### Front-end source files

## Start

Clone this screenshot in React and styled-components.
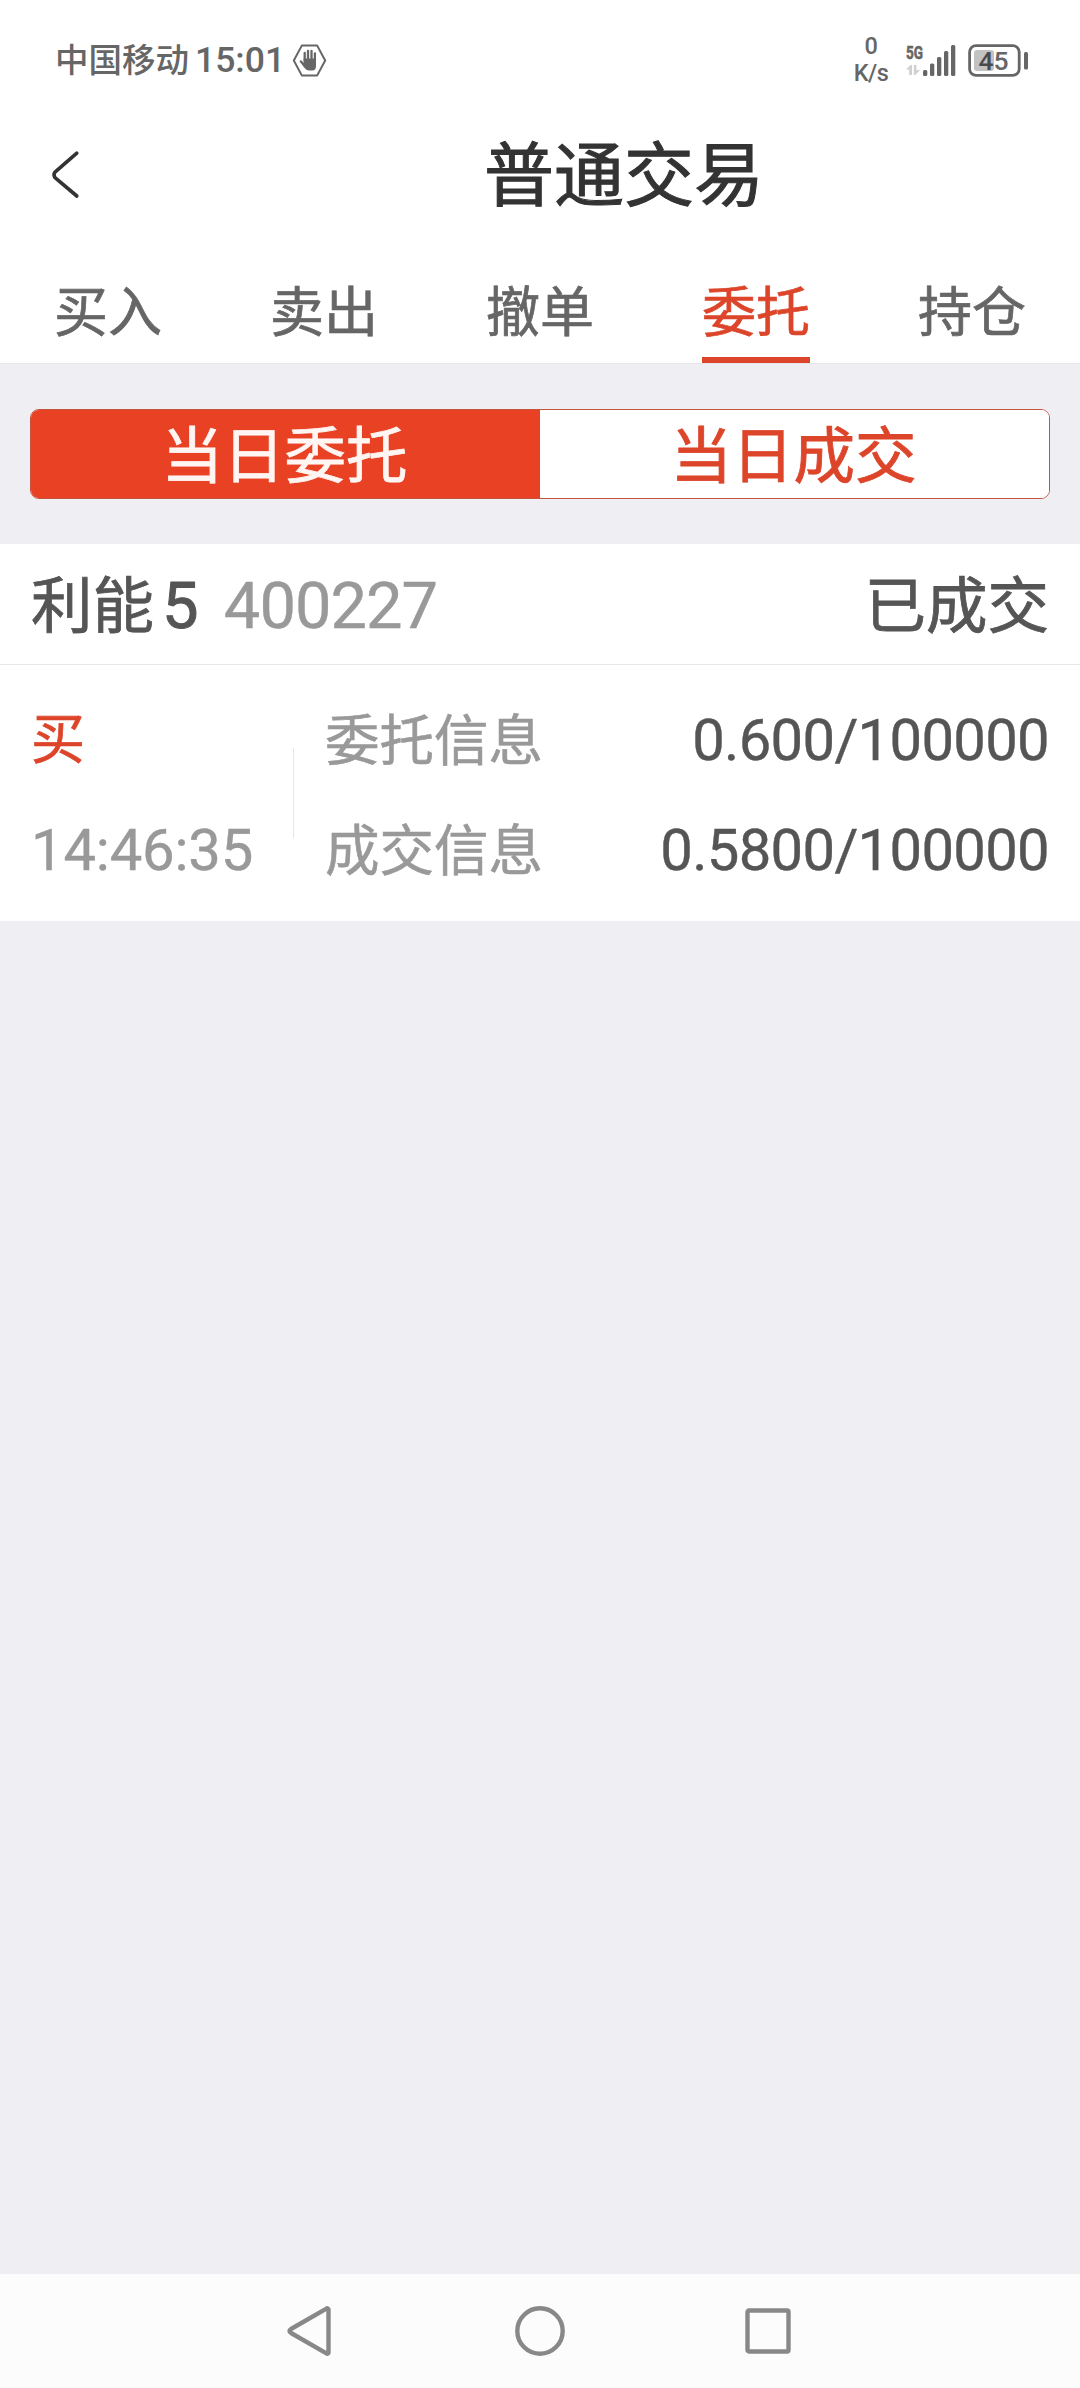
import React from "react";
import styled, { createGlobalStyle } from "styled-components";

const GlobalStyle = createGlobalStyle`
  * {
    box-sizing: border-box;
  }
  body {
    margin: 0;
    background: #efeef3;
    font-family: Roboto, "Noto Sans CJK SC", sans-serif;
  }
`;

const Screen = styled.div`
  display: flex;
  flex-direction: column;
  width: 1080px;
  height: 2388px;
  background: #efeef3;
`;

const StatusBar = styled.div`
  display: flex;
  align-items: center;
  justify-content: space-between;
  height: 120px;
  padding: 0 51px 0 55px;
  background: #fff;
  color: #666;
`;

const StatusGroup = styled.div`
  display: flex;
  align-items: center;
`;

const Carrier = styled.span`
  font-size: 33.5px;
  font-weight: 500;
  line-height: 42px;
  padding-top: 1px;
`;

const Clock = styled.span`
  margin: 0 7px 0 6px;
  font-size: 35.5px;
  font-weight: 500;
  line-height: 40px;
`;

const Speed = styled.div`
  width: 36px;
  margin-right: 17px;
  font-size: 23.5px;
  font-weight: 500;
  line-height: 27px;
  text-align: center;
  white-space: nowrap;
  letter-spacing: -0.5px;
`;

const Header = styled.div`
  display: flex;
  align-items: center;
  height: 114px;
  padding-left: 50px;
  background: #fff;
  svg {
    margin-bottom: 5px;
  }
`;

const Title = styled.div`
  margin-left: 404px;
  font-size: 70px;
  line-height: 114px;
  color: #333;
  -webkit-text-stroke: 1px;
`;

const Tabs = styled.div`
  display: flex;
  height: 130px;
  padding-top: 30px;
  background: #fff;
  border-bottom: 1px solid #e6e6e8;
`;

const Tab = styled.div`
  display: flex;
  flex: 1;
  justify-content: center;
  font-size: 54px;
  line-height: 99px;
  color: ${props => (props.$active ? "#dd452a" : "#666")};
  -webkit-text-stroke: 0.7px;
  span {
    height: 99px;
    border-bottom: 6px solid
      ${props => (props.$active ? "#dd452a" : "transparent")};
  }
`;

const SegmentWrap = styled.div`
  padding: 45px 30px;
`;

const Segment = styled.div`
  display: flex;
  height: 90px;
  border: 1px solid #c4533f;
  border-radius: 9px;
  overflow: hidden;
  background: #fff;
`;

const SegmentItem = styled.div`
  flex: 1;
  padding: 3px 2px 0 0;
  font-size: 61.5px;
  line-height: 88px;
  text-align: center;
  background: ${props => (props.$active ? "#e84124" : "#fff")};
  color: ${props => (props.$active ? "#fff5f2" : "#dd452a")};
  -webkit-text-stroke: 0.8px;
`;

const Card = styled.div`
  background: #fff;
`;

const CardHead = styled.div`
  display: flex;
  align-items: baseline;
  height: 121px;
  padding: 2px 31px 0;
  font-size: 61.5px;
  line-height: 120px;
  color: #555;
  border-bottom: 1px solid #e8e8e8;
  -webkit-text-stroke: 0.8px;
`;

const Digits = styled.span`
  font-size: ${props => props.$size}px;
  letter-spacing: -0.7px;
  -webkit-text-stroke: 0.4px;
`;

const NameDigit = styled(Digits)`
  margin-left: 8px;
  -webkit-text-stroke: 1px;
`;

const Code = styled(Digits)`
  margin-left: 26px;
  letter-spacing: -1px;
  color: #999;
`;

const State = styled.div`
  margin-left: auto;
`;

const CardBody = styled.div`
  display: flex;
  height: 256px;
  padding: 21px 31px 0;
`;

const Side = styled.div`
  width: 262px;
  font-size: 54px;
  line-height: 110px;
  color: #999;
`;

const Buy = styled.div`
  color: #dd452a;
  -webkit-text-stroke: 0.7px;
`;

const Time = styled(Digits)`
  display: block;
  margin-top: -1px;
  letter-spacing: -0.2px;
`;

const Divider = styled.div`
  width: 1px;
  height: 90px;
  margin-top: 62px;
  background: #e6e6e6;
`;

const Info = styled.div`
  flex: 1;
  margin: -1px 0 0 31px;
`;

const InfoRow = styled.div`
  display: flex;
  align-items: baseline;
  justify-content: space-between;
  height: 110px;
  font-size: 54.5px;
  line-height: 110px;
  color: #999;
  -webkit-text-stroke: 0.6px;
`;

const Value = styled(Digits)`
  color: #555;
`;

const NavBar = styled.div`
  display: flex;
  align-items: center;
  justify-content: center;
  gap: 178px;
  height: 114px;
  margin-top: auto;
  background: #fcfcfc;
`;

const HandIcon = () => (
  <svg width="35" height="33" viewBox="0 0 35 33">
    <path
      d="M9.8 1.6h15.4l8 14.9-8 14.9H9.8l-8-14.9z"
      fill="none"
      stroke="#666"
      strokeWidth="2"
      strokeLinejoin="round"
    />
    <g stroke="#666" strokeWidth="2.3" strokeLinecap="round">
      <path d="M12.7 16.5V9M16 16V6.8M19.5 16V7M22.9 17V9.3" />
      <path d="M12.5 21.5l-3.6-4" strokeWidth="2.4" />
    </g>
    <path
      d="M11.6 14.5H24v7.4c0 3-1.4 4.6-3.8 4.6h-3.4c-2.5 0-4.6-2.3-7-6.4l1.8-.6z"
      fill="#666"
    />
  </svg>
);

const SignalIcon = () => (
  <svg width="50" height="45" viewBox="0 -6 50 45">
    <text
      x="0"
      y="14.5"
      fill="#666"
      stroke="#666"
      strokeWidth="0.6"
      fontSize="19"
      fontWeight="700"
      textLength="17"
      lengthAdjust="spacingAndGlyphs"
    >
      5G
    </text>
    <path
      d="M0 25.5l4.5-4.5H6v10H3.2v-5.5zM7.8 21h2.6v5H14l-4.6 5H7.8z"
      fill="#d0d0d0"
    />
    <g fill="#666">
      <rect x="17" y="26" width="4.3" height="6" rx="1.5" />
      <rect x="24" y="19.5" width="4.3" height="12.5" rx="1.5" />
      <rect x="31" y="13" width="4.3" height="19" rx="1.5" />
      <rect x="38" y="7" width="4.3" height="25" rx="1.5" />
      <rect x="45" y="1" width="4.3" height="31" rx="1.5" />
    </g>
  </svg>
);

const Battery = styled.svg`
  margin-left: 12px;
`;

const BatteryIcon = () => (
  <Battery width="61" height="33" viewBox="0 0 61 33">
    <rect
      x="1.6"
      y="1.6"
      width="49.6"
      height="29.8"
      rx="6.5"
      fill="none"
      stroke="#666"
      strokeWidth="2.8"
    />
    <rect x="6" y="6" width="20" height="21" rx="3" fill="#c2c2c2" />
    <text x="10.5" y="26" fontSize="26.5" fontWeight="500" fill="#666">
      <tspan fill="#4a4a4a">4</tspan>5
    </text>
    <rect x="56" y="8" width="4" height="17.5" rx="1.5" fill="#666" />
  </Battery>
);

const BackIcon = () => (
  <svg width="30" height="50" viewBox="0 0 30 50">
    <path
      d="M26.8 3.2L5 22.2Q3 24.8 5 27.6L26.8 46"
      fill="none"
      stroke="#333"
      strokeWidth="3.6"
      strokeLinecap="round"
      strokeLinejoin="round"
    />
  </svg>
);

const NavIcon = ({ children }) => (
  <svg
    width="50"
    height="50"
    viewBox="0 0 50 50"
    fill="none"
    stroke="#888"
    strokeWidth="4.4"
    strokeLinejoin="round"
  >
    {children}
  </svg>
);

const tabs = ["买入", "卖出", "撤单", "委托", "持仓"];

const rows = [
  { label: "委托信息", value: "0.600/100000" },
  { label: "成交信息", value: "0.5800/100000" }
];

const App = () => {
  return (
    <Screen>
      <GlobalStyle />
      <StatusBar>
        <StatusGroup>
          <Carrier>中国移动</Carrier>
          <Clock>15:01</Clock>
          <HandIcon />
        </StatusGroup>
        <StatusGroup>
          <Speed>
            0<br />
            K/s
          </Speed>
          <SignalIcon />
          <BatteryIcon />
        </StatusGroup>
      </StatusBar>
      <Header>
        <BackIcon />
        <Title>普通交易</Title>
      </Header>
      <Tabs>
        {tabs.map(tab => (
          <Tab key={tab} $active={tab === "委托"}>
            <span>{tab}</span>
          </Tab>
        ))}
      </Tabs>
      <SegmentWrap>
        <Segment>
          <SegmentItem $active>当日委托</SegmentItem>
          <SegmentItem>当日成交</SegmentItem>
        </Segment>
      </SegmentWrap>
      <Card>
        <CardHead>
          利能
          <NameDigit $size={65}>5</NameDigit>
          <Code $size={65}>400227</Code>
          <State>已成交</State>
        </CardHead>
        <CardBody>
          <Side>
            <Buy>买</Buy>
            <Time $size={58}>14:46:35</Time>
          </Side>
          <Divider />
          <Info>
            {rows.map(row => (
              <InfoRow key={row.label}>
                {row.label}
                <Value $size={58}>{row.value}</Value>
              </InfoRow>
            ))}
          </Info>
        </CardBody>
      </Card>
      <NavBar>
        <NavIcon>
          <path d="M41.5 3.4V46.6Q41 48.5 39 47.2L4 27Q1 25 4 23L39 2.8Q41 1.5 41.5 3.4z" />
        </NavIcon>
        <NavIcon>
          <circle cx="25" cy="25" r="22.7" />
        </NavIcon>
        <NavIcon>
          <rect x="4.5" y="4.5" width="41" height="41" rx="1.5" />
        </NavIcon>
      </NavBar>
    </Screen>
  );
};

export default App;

## End
## Start

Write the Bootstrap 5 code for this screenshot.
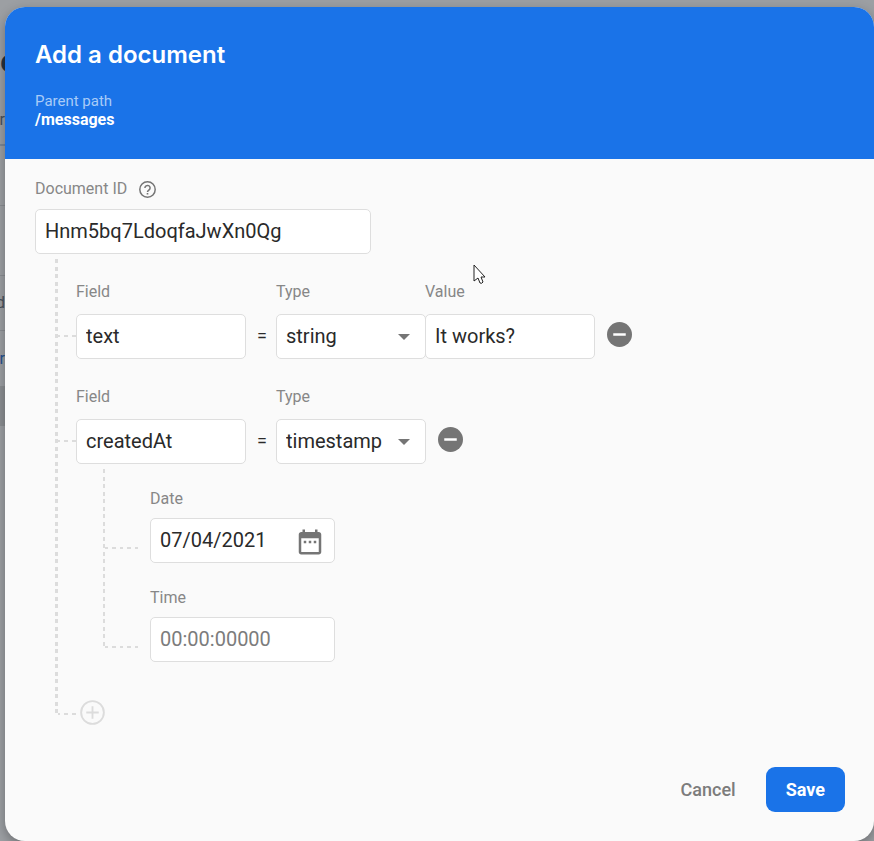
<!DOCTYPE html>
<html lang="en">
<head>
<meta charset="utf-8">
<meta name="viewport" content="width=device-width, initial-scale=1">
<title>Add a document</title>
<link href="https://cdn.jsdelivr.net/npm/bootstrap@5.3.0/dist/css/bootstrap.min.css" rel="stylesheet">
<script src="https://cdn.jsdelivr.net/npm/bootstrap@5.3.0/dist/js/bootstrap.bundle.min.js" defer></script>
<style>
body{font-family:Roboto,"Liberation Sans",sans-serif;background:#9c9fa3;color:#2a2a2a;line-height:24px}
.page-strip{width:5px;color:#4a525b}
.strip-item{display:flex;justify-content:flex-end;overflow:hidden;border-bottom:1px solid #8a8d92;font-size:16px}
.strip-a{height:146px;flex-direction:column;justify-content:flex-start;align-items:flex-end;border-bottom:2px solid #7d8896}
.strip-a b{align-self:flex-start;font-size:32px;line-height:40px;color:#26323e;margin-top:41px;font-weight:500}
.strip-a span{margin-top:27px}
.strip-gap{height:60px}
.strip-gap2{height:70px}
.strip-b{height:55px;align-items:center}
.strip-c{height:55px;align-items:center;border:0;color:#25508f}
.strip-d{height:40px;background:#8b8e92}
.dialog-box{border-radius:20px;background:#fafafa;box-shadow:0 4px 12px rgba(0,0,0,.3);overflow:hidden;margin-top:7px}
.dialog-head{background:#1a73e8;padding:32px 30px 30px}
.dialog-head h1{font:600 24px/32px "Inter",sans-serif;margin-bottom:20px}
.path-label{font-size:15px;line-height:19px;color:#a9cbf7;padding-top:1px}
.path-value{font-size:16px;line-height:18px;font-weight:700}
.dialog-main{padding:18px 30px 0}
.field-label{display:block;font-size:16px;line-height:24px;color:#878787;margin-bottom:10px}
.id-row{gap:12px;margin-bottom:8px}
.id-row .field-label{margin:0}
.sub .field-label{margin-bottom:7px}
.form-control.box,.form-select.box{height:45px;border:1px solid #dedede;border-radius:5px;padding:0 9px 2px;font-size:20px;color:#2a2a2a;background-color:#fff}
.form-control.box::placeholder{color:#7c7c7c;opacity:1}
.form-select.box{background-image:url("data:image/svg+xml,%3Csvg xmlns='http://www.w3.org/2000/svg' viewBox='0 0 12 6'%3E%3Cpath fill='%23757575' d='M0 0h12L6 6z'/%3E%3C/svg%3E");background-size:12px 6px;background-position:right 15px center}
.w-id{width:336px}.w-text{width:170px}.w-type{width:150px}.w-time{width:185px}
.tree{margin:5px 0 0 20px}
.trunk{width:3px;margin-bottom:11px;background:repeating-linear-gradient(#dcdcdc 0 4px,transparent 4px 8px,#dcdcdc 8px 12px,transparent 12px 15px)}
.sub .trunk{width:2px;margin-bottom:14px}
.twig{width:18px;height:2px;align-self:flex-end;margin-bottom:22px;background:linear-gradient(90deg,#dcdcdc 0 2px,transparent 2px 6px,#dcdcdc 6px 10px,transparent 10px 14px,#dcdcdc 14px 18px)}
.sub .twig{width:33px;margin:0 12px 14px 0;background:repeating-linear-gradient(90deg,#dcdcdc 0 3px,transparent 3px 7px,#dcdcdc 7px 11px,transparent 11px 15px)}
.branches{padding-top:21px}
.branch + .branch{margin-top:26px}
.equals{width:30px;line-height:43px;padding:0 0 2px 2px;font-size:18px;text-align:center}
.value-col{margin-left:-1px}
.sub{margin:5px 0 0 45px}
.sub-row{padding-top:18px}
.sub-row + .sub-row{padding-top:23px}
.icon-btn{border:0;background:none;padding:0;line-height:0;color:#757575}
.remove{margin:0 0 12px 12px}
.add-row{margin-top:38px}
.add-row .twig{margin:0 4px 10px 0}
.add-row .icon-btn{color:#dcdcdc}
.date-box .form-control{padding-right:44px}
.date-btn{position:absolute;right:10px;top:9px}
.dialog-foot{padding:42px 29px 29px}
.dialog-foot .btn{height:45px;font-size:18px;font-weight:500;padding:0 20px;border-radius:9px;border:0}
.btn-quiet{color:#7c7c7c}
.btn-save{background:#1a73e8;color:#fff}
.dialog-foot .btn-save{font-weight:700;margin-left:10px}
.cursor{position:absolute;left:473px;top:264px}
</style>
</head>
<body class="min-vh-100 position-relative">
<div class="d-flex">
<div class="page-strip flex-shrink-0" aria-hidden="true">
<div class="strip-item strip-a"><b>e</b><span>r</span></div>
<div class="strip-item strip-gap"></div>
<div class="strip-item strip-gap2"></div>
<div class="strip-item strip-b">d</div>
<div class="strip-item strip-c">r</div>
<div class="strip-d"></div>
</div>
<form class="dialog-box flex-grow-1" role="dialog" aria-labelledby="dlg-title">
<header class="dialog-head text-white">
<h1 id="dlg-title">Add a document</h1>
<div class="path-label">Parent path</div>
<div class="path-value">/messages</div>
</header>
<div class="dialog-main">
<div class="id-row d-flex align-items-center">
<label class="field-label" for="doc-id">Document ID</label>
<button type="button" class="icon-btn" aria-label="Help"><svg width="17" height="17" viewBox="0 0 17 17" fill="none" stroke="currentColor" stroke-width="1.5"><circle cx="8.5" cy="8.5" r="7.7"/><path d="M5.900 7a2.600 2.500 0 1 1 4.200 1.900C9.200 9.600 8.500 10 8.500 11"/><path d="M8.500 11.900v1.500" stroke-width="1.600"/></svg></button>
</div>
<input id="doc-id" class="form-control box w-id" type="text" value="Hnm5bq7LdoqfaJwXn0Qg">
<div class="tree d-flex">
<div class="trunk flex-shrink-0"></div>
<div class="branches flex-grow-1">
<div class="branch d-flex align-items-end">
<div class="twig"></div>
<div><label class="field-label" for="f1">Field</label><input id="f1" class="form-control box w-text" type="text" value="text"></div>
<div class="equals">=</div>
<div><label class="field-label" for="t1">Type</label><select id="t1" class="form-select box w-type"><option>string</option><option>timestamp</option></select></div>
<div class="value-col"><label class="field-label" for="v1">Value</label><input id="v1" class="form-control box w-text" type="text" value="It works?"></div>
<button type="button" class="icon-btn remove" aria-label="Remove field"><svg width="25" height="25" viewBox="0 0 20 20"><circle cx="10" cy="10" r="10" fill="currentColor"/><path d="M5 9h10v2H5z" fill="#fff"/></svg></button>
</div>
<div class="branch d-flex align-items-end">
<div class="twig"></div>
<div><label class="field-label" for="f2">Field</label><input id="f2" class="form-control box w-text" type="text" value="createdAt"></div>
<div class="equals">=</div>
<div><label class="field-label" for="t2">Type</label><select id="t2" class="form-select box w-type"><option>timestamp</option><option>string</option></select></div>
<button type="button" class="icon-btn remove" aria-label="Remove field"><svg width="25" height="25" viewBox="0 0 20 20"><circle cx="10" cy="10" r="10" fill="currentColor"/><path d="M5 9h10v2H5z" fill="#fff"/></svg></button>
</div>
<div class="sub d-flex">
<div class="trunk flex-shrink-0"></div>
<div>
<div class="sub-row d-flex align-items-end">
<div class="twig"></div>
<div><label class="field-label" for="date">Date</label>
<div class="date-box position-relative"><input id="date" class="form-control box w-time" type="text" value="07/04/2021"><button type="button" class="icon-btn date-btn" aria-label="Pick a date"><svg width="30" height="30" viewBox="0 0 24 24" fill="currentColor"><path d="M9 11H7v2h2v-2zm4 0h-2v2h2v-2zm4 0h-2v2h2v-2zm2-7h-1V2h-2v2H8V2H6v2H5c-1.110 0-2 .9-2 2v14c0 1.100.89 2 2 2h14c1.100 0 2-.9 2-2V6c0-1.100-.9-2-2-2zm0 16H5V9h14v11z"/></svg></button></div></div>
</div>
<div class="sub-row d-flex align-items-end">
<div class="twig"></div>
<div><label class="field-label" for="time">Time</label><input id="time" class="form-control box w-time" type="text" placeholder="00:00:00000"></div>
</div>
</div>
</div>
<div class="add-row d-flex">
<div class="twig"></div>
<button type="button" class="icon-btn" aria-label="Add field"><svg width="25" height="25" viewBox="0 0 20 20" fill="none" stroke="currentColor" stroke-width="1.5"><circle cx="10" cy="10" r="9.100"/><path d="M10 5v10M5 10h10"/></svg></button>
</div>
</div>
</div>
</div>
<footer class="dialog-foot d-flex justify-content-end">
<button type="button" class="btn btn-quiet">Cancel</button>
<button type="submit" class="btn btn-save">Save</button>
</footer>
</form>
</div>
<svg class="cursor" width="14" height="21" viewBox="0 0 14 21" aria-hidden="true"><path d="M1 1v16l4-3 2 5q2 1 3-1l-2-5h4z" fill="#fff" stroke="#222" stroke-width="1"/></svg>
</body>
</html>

## End

From the entries, report each line that includes the word "React".

Clone this screenshot in React and styled-components.
import React from "react";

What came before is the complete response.